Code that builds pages
────────────────────────────────────────
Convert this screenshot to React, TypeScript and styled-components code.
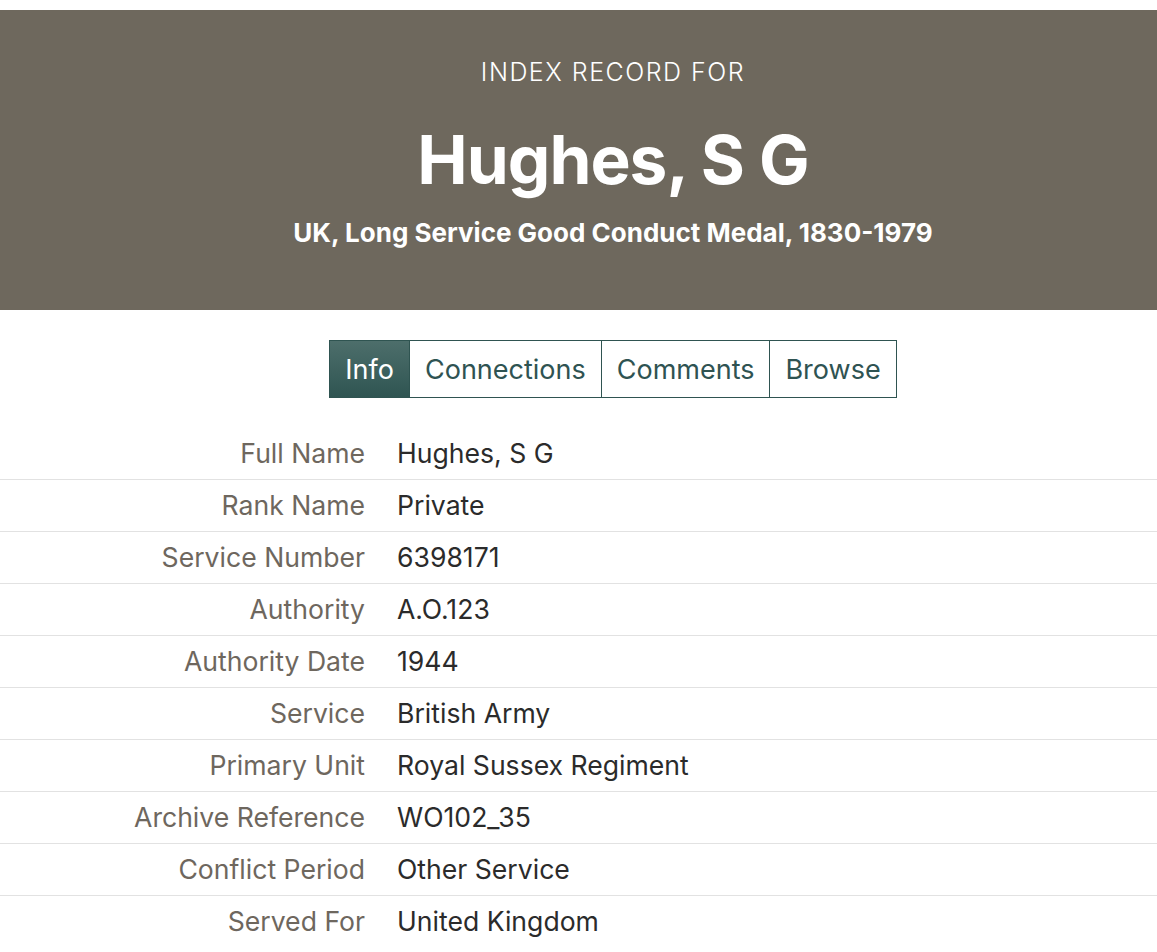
import React from 'react';
import styled, { createGlobalStyle } from 'styled-components';

const GlobalStyle = createGlobalStyle`
	html, body {
		margin: 0;
		padding: 0;
		background: #ffffff;
		font-family: Inter, 'Noto Sans', Arial, sans-serif;
	}
`;

type Field = { label: string; value: string };

const fields: Field[] = [
	{ label: 'Full Name', value: 'Hughes, S G' },
	{ label: 'Rank Name', value: 'Private' },
	{ label: 'Service Number', value: '6398171' },
	{ label: 'Authority', value: 'A.O.123' },
	{ label: 'Authority Date', value: '1944' },
	{ label: 'Service', value: 'British Army' },
	{ label: 'Primary Unit', value: 'Royal Sussex Regiment' },
	{ label: 'Archive Reference', value: 'WO102_35' },
	{ label: 'Conflict Period', value: 'Other Service' },
	{ label: 'Served For', value: 'United Kingdom' },
];

const tabs = ['Info', 'Connections', 'Comments', 'Browse'];

export default function App() {
	return (
		<Page>
			<GlobalStyle />
			<Banner>
				<Kicker>INDEX RECORD FOR</Kicker>
				<Title>Hughes, S G</Title>
				<Collection>UK, Long Service Good Conduct Medal, 1830-1979</Collection>
			</Banner>
			<TabBar>
				{tabs.map((tab, i) => (
					<Tab key={tab} $active={i === 0}>{tab}</Tab>
				))}
			</TabBar>
			<FieldList>
				{fields.map((f) => (
					<FieldRow key={f.label}>
						<FieldLabel>{f.label}</FieldLabel>
						<FieldValue>{f.value}</FieldValue>
					</FieldRow>
				))}
			</FieldList>
		</Page>
	);
}

// centred blocks sit a little right of the window middle in the original
const CENTRE_SHIFT = '69px';

const Page = styled.div`
	padding-top: 10px;
	color: #2b2b2b;
`;

const Banner = styled.header`
	height: 300px;
	box-sizing: border-box;
	background: #6e685d;
	color: #ffffff;
	display: flex;
	flex-direction: column;
	align-items: center;
	padding-top: 46px;
	padding-left: ${CENTRE_SHIFT};
`;

const Kicker = styled.div`
	font-size: 25px;
	font-weight: 300;
	line-height: 32px;
	letter-spacing: 1.5px;
`;

const Title = styled.h1`
	margin: 32px 0 0;
	font-size: 67.5px;
	font-weight: 700;
	line-height: 80px;
	letter-spacing: -1px;
`;

const Collection = styled.div`
	margin-top: 16px;
	font-size: 26px;
	font-weight: 700;
	line-height: 34px;
`;

const TabBar = styled.nav`
	display: flex;
	justify-content: center;
	margin: 30px 0;
	padding-left: ${CENTRE_SHIFT};
`;

const Tab = styled.div<{ $active?: boolean }>`
	height: 58px;
	box-sizing: border-box;
	padding: 0 15px;
	display: flex;
	align-items: center;
	font-size: 27px;
	font-weight: 400;
	border: 1px solid #2f5451;
	margin-left: -1px;
	color: ${(p) => (p.$active ? '#ffffff' : '#2f5352')};
	background: ${(p) => (p.$active ? 'linear-gradient(#4d6e6b, #2f5552)' : '#ffffff')};

	&:first-child {
		margin-left: 0;
	}
`;

const FieldList = styled.div`
	display: flex;
	flex-direction: column;
`;

const FieldRow = styled.div`
	display: grid;
	grid-template-columns: 365px 1fr;
	column-gap: 32px;
	padding: 8px 0;
	border-bottom: 1px solid #e2e2e2;
	font-size: 26.6px;
	line-height: 35px;

	&:last-child {
		border-bottom: none;
	}
`;

const FieldLabel = styled.div`
	text-align: right;
	color: #6e675e;
`;

const FieldValue = styled.div`
	color: #2b2b2b;
`;
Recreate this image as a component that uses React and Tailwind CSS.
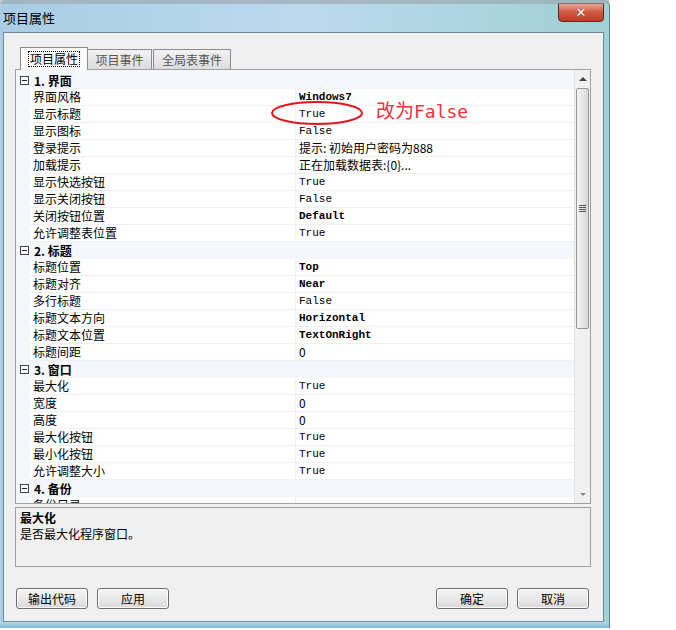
const cjk = { fontFamily: '"Noto Sans CJK SC", "Noto Sans", sans-serif' };
const mono = { fontFamily: '"Liberation Mono", "DejaVu Sans Mono", monospace' };

const sections = [
  {
    title: "1. 界面",
    rows: [
      ["界面风格", "Windows7", "b"],
      ["显示标题", "True"],
      ["显示图标", "False"],
      ["登录提示", "提示: 初始用户密码为888", "c"],
      ["加载提示", "正在加载数据表:{0}...", "c"],
      ["显示快选按钮", "True"],
      ["显示关闭按钮", "False"],
      ["关闭按钮位置", "Default", "b"],
      ["允许调整表位置", "True"],
    ],
  },
  {
    title: "2. 标题",
    rows: [
      ["标题位置", "Top", "b"],
      ["标题对齐", "Near", "b"],
      ["多行标题", "False"],
      ["标题文本方向", "Horizontal", "b"],
      ["标题文本位置", "TextOnRight", "b"],
      ["标题间距", "0", "c"],
    ],
  },
  {
    title: "3. 窗口",
    rows: [
      ["最大化", "True"],
      ["宽度", "0", "c"],
      ["高度", "0", "c"],
      ["最大化按钮", "True"],
      ["最小化按钮", "True"],
      ["允许调整大小", "True"],
    ],
  },
  {
    title: "4. 备份",
    rows: [["备份目录", ""]],
  },
];

function Category({ title }) {
  return (
    <div className="flex h-[17px] items-center bg-[#f3f6fb]">
      <div className="w-[14px] flex justify-center pl-[2px]">
        <div className="w-[9px] h-[9px] border border-[#444] bg-white flex items-center justify-center">
          <div className="w-[5px] h-px bg-[#222]" />
        </div>
      </div>
      <span className="pl-[4px] text-[12px] font-bold text-black" style={cjk}>
        {title}
      </span>
    </div>
  );
}

function Row({ label, value, kind }) {
  return (
    <div className="flex h-[17px]">
      <div className="w-[14px] bg-[#f3f6fb]" />
      <div className="w-[265px] bg-white border-b border-[#eef0f3] pl-[3px] text-[12px] leading-[16px] text-black" style={cjk}>
        {label}
      </div>
      <div
        className={`flex-1 bg-white border-b border-l border-[#eef0f3] pl-[3px] leading-[16px] text-black ${
          kind === "c" ? "text-[12px]" : "text-[11px]"
        } ${kind === "b" ? "font-bold" : ""}`}
        style={kind === "c" ? cjk : mono}
      >
        {value}
      </div>
    </div>
  );
}

function Button({ children }) {
  return (
    <button
      className="w-[72px] h-[21px] rounded-[3px] border border-[#707070] bg-gradient-to-b from-[#f6f6f6] via-[#e9e9e9] to-[#d8d8d8] text-[12px] text-black shadow-[inset_0_0_0_1px_#fcfcfc]"
      style={cjk}
    >
      {children}
    </button>
  );
}

export default function App() {
  return (
    <div className="w-[676px] h-[630px] bg-white relative overflow-hidden" style={cjk}>
      <div className="w-[610px] h-[628px] flex flex-col bg-gradient-to-r from-[#a8cde4] via-[#bcd9ee] to-[#9fd0d4] rounded-t-[6px] border-r border-[#5d7f8f]">
        <div className="h-[4px] bg-[#9aa3aa] opacity-60" />
        <div className="h-[28px] flex items-start justify-between pl-[3px] pr-[5px]">
          <span className="text-[13px] text-black mt-[4px]" style={cjk}>
            项目属性
          </span>
          <div className="w-[46px] h-[19px] -mt-[1px] rounded-b-[4px] border border-[#5a2a22] bg-gradient-to-b from-[#e9a394] via-[#cf5842] to-[#c0392a] flex items-center justify-center">
            <span className="text-white font-bold text-[13px] leading-none" style={{ fontFamily: '"DejaVu Sans", sans-serif', textShadow: "0 0 1px #333" }}>
              ✕
            </span>
          </div>
        </div>
        <div className="ml-[3px] mr-[5px] h-[590px] bg-[#f0f0f0] border border-[#6f8797] flex flex-col pt-[13px] pl-[11px] pr-[12px]">
          {/* tabs */}
          <div className="h-[23px] flex items-end pl-[5px]">
            <div className="h-[23px] w-[68px] bg-[#fbfbfb] border border-b-0 border-[#898c95] flex items-center justify-center relative z-10 -mb-px">
              <span className="border border-dotted border-black px-[1px] leading-[14px] text-[12px] text-black" style={cjk}>
                项目属性
              </span>
            </div>
            <div className="h-[20px] w-[64px] bg-gradient-to-b from-[#f2f2f2] to-[#dcdcdc] border border-b-0 border-l-0 border-[#898c95] flex items-center justify-center text-[12px] text-[#555]" style={cjk}>
              项目事件
            </div>
            <div className="h-[20px] w-[78px] ml-px bg-gradient-to-b from-[#f2f2f2] to-[#dcdcdc] border border-b-0 border-[#898c95] flex items-center justify-center text-[12px] text-[#555]" style={cjk}>
              全局表事件
            </div>
          </div>
          {/* grid */}
          <div className="h-[435px] border border-[#a0a0a0] bg-white flex">
            <div className="flex-1 overflow-hidden pt-[2px] bg-[#f3f6fb]">
              {sections.map((s) => (
                <div key={s.title}>
                  <Category title={s.title} />
                  {s.rows.map(([l, v, k]) => (
                    <Row key={l} label={l} value={v} kind={k} />
                  ))}
                </div>
              ))}
            </div>
            <div className="w-[16px] bg-[#f0f0f0] border-l border-[#e3e3e3] flex flex-col">
              <div className="h-[18px] flex items-center justify-center">
                <div className="w-0 h-0 border-l-[4px] border-r-[4px] border-b-[4px] border-l-transparent border-r-transparent border-b-[#444]" />
              </div>
              <div className="h-[241px] mx-px rounded-[2px] border border-[#979797] bg-gradient-to-r from-[#f3f3f3] via-[#e6e6e6] to-[#d6d6d6] flex items-center justify-center">
                <div className="flex flex-col gap-[1px]">
                  <div className="w-[7px] h-px bg-[#555]" />
                  <div className="w-[7px] h-px bg-[#555]" />
                  <div className="w-[7px] h-px bg-[#555]" />
                  <div className="w-[7px] h-px bg-[#555]" />
                </div>
              </div>
              <div className="flex-1" />
              <div className="h-[17px] flex items-center justify-center">
                <div className="w-0 h-0 border-l-[3px] border-r-[3px] border-t-[3px] border-l-transparent border-r-transparent border-t-[#888]" />
              </div>
            </div>
          </div>
          {/* description */}
          <div className="h-[60px] mt-[3px] border border-[#a0a0a0] bg-[#f0f0f0] px-[4px] pt-[2px] text-[12px] leading-[16px] text-black" style={cjk}>
            <div className="font-bold">最大化</div>
            <div>是否最大化程序窗口。</div>
          </div>
          {/* buttons */}
          <div className="mt-[21px] flex justify-between pl-px pr-[2px]">
            <div className="flex gap-[9px]">
              <Button>输出代码</Button>
              <Button>应用</Button>
            </div>
            <div className="flex gap-[9px]">
              <Button>确定</Button>
              <Button>取消</Button>
            </div>
          </div>
        </div>
        <div className="flex-1 bg-gradient-to-b from-[#b5d7e6] to-[#7fb8cc]" />
      </div>

      {/* annotation */}
      <svg className="absolute left-[270px] top-[100px]" width="94" height="26" viewBox="0 0 94 26">
        <ellipse cx="47" cy="13" rx="45" ry="11" fill="none" stroke="#e8141a" strokeWidth="2" />
      </svg>
      <span className="absolute left-[376px] top-[98px] text-[19px] leading-[24px] text-[#f0303a]" style={{ fontFamily: '"Noto Sans CJK SC", sans-serif' }}>
        改为<span style={{ fontFamily: '"DejaVu Sans Mono", monospace', fontSize: "18px" }}>False</span>
      </span>
    </div>
  );
}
────────────────────────────────────────
→ STATED EXERCISE: Only the lines from the start of the records through the line containing "const tabs = ['Info', 'Connections', 'Comments', 'Browse'];" should be repeated, word for word, with the pictures left out.

→ WRITTEN RESPONSE:
Convert this screenshot to React, TypeScript and styled-components code.
import React from 'react';
import styled, { createGlobalStyle } from 'styled-components';

const GlobalStyle = createGlobalStyle`
	html, body {
		margin: 0;
		padding: 0;
		background: #ffffff;
		font-family: Inter, 'Noto Sans', Arial, sans-serif;
	}
`;

type Field = { label: string; value: string };

const fields: Field[] = [
	{ label: 'Full Name', value: 'Hughes, S G' },
	{ label: 'Rank Name', value: 'Private' },
	{ label: 'Service Number', value: '6398171' },
	{ label: 'Authority', value: 'A.O.123' },
	{ label: 'Authority Date', value: '1944' },
	{ label: 'Service', value: 'British Army' },
	{ label: 'Primary Unit', value: 'Royal Sussex Regiment' },
	{ label: 'Archive Reference', value: 'WO102_35' },
	{ label: 'Conflict Period', value: 'Other Service' },
	{ label: 'Served For', value: 'United Kingdom' },
];

const tabs = ['Info', 'Connections', 'Comments', 'Browse'];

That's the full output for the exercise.